DATA SEGMENT -

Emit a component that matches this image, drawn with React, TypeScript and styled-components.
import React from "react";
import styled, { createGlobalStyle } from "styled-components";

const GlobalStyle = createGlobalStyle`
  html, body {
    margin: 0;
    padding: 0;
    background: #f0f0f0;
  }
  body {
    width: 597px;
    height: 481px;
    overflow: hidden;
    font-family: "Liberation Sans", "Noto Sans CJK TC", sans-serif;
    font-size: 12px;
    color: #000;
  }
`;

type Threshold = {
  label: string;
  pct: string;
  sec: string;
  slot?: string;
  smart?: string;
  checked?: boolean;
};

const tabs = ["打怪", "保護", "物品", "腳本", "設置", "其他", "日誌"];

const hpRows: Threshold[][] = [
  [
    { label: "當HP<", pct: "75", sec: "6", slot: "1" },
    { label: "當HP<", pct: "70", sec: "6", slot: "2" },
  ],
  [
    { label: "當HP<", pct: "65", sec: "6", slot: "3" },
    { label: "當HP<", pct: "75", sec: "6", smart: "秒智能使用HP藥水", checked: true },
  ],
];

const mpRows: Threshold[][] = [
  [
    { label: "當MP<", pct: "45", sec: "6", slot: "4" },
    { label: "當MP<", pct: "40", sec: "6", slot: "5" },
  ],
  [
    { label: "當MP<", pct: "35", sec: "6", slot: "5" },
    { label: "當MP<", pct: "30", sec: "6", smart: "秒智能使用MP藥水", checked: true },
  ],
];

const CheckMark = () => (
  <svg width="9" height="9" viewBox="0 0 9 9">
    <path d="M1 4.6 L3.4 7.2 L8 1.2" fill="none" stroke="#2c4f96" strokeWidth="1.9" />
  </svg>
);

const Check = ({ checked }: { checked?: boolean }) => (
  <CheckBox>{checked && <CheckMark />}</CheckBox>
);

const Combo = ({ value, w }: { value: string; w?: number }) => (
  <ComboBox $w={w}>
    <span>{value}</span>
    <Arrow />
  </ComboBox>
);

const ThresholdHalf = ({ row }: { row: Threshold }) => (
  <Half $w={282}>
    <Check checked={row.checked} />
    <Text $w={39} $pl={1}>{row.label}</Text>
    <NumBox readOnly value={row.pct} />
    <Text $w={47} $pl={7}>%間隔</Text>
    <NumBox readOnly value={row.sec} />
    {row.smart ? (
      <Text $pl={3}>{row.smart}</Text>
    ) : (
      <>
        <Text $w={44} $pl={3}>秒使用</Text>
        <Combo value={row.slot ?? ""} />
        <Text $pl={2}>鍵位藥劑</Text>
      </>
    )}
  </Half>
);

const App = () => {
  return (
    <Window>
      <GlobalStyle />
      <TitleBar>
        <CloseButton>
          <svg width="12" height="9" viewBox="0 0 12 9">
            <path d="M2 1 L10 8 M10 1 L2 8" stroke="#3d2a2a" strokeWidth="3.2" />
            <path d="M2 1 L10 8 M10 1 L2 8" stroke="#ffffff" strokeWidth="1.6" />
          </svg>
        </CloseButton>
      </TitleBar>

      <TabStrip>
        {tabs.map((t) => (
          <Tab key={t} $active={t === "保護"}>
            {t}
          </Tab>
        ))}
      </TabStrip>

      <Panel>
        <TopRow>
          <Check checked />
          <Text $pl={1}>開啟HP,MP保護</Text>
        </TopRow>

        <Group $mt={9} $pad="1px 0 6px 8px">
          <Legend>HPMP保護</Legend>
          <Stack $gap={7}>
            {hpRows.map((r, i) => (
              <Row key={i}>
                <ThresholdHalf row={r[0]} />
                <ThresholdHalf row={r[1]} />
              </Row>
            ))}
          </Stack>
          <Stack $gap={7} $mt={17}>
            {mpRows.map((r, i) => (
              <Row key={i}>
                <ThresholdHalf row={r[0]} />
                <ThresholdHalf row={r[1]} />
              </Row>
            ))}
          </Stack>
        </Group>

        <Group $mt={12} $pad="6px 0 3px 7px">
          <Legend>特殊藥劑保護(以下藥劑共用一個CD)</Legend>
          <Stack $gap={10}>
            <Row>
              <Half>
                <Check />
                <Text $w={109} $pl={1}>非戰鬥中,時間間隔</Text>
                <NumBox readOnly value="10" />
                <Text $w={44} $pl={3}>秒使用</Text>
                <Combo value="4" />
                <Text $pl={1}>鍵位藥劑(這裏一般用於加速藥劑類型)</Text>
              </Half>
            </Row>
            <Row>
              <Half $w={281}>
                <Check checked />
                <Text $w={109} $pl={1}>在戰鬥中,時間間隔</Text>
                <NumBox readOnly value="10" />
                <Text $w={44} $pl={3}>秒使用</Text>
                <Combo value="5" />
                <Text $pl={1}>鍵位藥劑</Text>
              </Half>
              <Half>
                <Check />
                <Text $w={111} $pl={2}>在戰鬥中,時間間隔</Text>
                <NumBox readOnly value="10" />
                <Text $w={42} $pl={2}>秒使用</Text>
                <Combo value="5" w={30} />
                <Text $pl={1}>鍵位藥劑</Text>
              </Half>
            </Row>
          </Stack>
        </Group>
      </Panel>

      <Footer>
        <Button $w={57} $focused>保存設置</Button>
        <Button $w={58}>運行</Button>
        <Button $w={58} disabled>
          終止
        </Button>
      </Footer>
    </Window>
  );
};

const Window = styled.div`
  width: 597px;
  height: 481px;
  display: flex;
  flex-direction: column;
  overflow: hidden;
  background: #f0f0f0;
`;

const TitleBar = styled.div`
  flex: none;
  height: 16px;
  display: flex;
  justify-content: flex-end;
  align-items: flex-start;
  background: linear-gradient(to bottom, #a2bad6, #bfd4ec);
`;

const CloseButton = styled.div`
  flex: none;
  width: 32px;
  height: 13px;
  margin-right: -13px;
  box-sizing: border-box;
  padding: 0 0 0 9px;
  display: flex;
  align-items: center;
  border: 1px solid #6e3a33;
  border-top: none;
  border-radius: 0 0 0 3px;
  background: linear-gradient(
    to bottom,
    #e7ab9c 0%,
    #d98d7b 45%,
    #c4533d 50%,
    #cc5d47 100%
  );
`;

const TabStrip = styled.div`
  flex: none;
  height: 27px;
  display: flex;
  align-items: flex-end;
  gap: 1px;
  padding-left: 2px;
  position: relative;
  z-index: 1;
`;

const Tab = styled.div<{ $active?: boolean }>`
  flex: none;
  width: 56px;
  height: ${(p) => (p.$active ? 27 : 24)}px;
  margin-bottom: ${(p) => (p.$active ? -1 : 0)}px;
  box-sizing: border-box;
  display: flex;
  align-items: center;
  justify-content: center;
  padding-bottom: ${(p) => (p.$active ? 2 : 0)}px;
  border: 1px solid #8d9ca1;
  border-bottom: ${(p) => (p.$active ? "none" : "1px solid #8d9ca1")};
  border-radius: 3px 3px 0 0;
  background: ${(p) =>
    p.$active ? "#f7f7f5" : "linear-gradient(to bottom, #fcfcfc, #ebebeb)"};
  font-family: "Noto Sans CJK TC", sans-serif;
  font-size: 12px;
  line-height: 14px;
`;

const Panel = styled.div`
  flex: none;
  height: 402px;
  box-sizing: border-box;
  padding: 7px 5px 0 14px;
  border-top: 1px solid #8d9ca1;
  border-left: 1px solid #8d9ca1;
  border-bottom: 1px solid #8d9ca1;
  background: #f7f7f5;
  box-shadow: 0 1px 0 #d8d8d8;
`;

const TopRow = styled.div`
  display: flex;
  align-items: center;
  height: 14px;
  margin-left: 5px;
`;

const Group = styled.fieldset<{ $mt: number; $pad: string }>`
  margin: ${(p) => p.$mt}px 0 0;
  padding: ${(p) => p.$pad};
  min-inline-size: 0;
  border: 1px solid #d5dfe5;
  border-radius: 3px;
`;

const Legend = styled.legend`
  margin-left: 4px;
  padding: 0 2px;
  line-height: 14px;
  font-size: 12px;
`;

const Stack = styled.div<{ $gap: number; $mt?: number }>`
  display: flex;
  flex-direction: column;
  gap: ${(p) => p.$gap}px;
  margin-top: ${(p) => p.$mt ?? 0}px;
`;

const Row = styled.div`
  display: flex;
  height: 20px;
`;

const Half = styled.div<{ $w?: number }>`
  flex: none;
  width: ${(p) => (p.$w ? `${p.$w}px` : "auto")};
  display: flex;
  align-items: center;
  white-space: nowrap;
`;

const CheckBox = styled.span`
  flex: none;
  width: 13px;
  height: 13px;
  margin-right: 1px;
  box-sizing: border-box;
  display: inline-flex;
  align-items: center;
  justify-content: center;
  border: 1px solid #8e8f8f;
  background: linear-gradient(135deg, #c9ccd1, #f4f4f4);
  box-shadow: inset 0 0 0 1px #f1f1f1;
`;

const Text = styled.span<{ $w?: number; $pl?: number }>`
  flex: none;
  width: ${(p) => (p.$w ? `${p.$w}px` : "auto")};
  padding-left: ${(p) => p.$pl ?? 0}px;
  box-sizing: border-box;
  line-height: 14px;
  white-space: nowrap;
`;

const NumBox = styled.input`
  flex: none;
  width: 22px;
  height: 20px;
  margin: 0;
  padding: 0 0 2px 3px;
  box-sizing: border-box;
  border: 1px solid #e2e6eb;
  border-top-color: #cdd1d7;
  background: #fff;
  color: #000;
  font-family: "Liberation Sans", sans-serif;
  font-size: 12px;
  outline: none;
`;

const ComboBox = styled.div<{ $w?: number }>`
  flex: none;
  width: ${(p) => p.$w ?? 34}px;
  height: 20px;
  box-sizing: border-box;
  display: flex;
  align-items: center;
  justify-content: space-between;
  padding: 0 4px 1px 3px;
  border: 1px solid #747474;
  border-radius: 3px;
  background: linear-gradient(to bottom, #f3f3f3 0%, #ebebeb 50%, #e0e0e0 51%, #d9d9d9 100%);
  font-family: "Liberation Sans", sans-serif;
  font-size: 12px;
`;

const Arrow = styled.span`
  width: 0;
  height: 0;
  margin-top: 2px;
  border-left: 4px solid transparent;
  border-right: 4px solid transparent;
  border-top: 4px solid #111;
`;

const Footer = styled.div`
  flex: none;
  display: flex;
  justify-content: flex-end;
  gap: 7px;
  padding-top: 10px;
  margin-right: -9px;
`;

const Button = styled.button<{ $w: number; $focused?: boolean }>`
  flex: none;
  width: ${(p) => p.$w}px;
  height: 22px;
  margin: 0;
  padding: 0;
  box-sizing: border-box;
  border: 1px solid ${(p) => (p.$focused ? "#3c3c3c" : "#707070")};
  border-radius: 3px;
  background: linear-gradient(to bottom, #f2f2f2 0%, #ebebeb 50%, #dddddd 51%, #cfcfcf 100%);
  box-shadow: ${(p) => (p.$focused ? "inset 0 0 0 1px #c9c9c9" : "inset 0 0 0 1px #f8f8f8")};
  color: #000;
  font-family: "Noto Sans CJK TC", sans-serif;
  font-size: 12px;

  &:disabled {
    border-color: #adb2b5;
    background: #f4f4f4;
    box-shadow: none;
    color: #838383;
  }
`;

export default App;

EXERCISE DIRECTIONS - Search the material above for "React". Pull out each line where it shows up.

TASK ANSWER -
Emit a component that matches this image, drawn with React, TypeScript and styled-components.
import React from "react";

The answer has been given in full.